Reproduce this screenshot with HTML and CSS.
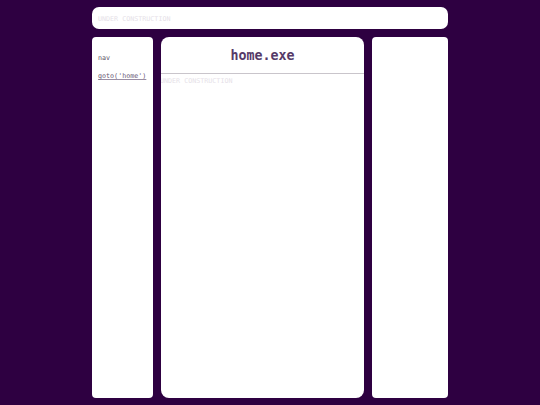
FILE: index.html
```html
<!DOCTYPE html>
<html>
<head>
<meta charset="utf-8">
<link rel="stylesheet" href="styles.css">
</head>
<body>
<div class="page">
  <header class="topbar">UNDER CONSTRUCTION</header>
  <div class="columns">
    <nav class="side left">
      <div class="nav-title">nav</div>
      <a class="nav-link" href="#">goto('home')</a>
    </nav>
    <main class="main">
      <div class="main-head"><h1>home.exe</h1></div>
      <div class="main-body">UNDER CONSTRUCTION</div>
    </main>
    <aside class="side right"></aside>
  </div>
</div>
</body>
</html>
```
FILE: styles.css
```css
html, body {
  margin: 0;
  padding: 0;
  height: 100%;
}
body {
  background: #2e0041;
  font-family: "DejaVu Sans Mono", "Liberation Mono", monospace;
}
.page {
  width: 356px;
  margin: 0 auto;
  padding-top: 7px;
  display: flex;
  flex-direction: column;
  gap: 8px;
  height: 391px;
}
.topbar {
  height: 22px;
  background: #fff;
  border-radius: 7px;
  padding: 1px 0 0 6px;
  font-size: 6.7px;
  line-height: 22px;
  color: #e6dfe8;
  box-sizing: border-box;
}
.columns {
  flex: 1;
  display: flex;
  gap: 8px;
}
.side {
  background: #fff;
  border-radius: 4px;
}
.left {
  width: 61px;
  padding: 17px 6px 0;
  box-sizing: border-box;
  display: flex;
  flex-direction: column;
  gap: 10px;
}
.nav-title {
  font-size: 6.7px;
  line-height: 8px;
  color: #5a4e62;
}
.nav-link {
  font-size: 6.7px;
  line-height: 8px;
  color: #6a5a76;
  text-decoration: underline;
  text-decoration-color: #9a8ea4;
}
.right {
  width: 76px;
}
.main {
  width: 203px;
  background: #fff;
  border-radius: 8px;
  overflow: hidden;
}
.main-head {
  height: 37px;
  padding-top: 1px;
  box-sizing: border-box;
  border-bottom: 1px solid #c9c5cb;
  display: flex;
  align-items: center;
  justify-content: center;
}
.main-head h1 {
  margin: 0;
  font-size: 13.3px;
  font-weight: bold;
  color: #563a68;
}
.main-body {
  margin-left: -1px;
  padding-top: 3px;
  font-size: 6.7px;
  line-height: 8px;
  color: #e6dfe8;
}
```
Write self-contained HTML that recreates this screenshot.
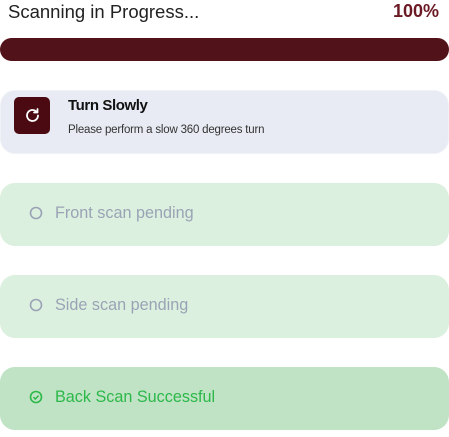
<!DOCTYPE html>
<html><head><style>
*{margin:0;padding:0;box-sizing:border-box}
body{width:449px;height:437px;background:#fff;font-family:"Liberation Sans",sans-serif;position:relative;overflow:hidden}
.a{position:absolute}
.card{position:absolute;left:0;width:449px;height:63px;border-radius:15px;background:#dcf0df}
.card span{position:absolute;left:55px;top:21px;font-size:16.2px;color:#9aa3b5}
.card svg{position:absolute;left:29px;top:23px}
</style></head><body>
<div class="a" style="left:8px;top:1px;font-size:18.5px;color:#222">Scanning in Progress...</div>
<div class="a" style="right:10px;top:1px;font-size:18px;color:#6b1a24;font-weight:bold">100%</div>
<div class="a" style="left:0;top:38px;width:449px;height:23px;border-radius:12px;background:#52121a"></div>
<div class="a" style="left:0;top:90px;width:449px;height:64px;border-radius:15px;background:#e8ebf3;border:1px solid #f0f2f7"></div>
<div class="a" style="left:14px;top:97px;width:36px;height:37px;border-radius:5px;background:#4b0a12"></div>
<svg class="a" style="left:23px;top:106px" width="19" height="19" viewBox="0 0 19 19"><path d="M15 9.5a5.5 5.5 0 1 1-1.6-3.9" fill="none" stroke="#fff" stroke-width="1.8" stroke-linecap="round"/><path d="M14.5 3v3.5h-3.5" fill="none" stroke="#fff" stroke-width="1.8" stroke-linecap="round" stroke-linejoin="round"/></svg>
<div class="a" style="left:68px;top:97px;font-size:15px;color:#111;font-weight:bold;letter-spacing:-0.4px">Turn Slowly</div>
<div class="a" style="left:68px;top:124px;font-size:11.5px;color:#333;letter-spacing:-0.2px">Please perform a slow 360 degrees turn</div>
<div class="card" style="top:183px"><svg width="14" height="14"><circle cx="7" cy="7" r="5.5" fill="none" stroke="#9aa3b5" stroke-width="1.6"/></svg><span>Front scan pending</span></div>
<div class="card" style="top:275px"><svg width="14" height="14"><circle cx="7" cy="7" r="5.5" fill="none" stroke="#9aa3b5" stroke-width="1.6"/></svg><span>Side scan pending</span></div>
<div class="card" style="top:367px;background:#bfe3c4"><svg width="14" height="14"><circle cx="7" cy="7" r="5.5" fill="none" stroke="#2db84a" stroke-width="1.6"/><path d="M4.5 7.2l1.8 1.8 3.3-3.4" fill="none" stroke="#2db84a" stroke-width="1.5"/></svg><span style="color:#2db84a">Back Scan Successful</span></div>
</body></html>
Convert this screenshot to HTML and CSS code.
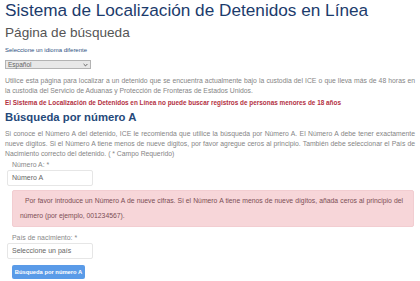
FILE: index.html
```html
<!DOCTYPE html>
<html lang="es">
<head>
<meta charset="utf-8">
<link rel="stylesheet" href="styles.css">
</head>
<body>
<div class="page">
  <h1 class="title">Sistema de Localización de Detenidos en Línea</h1>
  <h2 class="subtitle">Página de búsqueda</h2>
  <div class="lang-label">Seleccione un idioma diferente</div>
  <div class="lang-select"><span>Español</span><svg class="chev" width="5" height="4" viewBox="0 0 5 4"><path d="M0.6 1 L2.5 2.9 L4.4 1" fill="none" stroke="#555" stroke-width="0.9"/></svg></div>
  <p class="intro">Utilice esta página para localizar a un detenido que se encuentra actualmente bajo la custodia del ICE o que lleva más de 48 horas en la custodia del Servicio de Aduanas y Protección de Fronteras de Estados Unidos.</p>
  <p class="warn">El Sistema de Localización de Detenidos en Línea no puede buscar registros de personas menores de 18 años</p>
  <h3 class="section">Búsqueda por número A</h3>
  <p class="intro intro2">Si conoce el Número A del detenido, ICE le recomienda que utilice la búsqueda por Número A. El Número A debe tener exactamente nueve dígitos. Si el Número A tiene menos de nueve dígitos, por favor agregue ceros al principio. También debe seleccionar el País de Nacimiento correcto del detenido. ( * Campo Requerido)</p>
  <div class="field">
    <label class="label">Número A: *</label>
    <div class="input">Número A</div>
  </div>
  <div class="alert">Por favor introduce un Número A de nueve cifras. Si el Número A tiene menos de nueve dígitos, añada ceros al principio del número (por ejemplo, 001234567).</div>
  <div class="field field2">
    <label class="label">País de nacimiento: *</label>
    <div class="input">Seleccione un país</div>
  </div>
  <div class="btn">Búsqueda por número A</div>
</div>
</body>
</html>
```
FILE: styles.css
```css
html, body { margin: 0; padding: 0; background: #fff; }
body { font-family: "Liberation Sans", Arial, sans-serif; }
.page { padding: 0 5px; display: flex; flex-direction: column; align-items: flex-start; }
.title { margin: 0; font-weight: normal; font-size: 17.2px; line-height: 20px; color: #1c3b6c; white-space: nowrap; }
.subtitle { margin: 3px 0 0; font-weight: normal; font-size: 13.6px; line-height: 20px; color: #555; }
.lang-label { margin-top: 3px; font-size: 6px; line-height: 8px; color: #2b4f80; }
.lang-select { box-sizing: border-box; margin-top: 6px; width: 86px; height: 9px; padding: 0 2px; border: 1px solid #b3b3b3; background: #e8e8e8; font-size: 6.5px; line-height: 7px; color: #666; display: flex; justify-content: space-between; align-items: center; }
.intro { margin: 7px 0 0; font-size: 6.8px; line-height: 10px; color: #858585; width: 410px; text-align: justify; }
.intro2 { margin-top: 5px; }
.warn { margin: 2px 0 0; font-size: 6.4px; line-height: 10px; color: #b3303f; font-weight: bold; }
.section { margin: 2px 0 0; font-size: 11.3px; line-height: 14px; color: #25497a; font-weight: bold; }
.field { display: flex; flex-direction: column; align-items: flex-start; margin-left: 2px; }
.label { margin: 1px 0 0 5px; font-size: 6.9px; line-height: 9px; color: #888; }
.input { box-sizing: border-box; margin-top: 1px; width: 86px; height: 16px; padding-left: 4px; border: 1px solid #e6e6e6; border-radius: 2px; font-size: 7px; line-height: 14px; color: #666; }
.alert { box-sizing: border-box; margin: 4px 0 0 7px; width: 402px; padding: 3px 10px 3px 7px; background: #f7d6d9; border: 1px solid #f2cdd1; border-radius: 2px; font-size: 6.8px; line-height: 14.5px; color: #7b4e55; text-indent: 5px; text-align: justify; }
.field2 .label { margin-top: 5.5px; }
.btn { margin: 6px 0 0 7px; width: 73px; height: 14px; background: #5a9be8; color: #fff; font-size: 5.8px; font-weight: bold; line-height: 14px; text-align: center; border-radius: 2px; }
```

§ **What you will do**: Within the listing above, copy each line that has the string "this".

§ **Response to the exercise**:
Reproduce this screenshot with HTML and CSS.
Write self-contained HTML that recreates this screenshot.
Convert this screenshot to HTML and CSS code.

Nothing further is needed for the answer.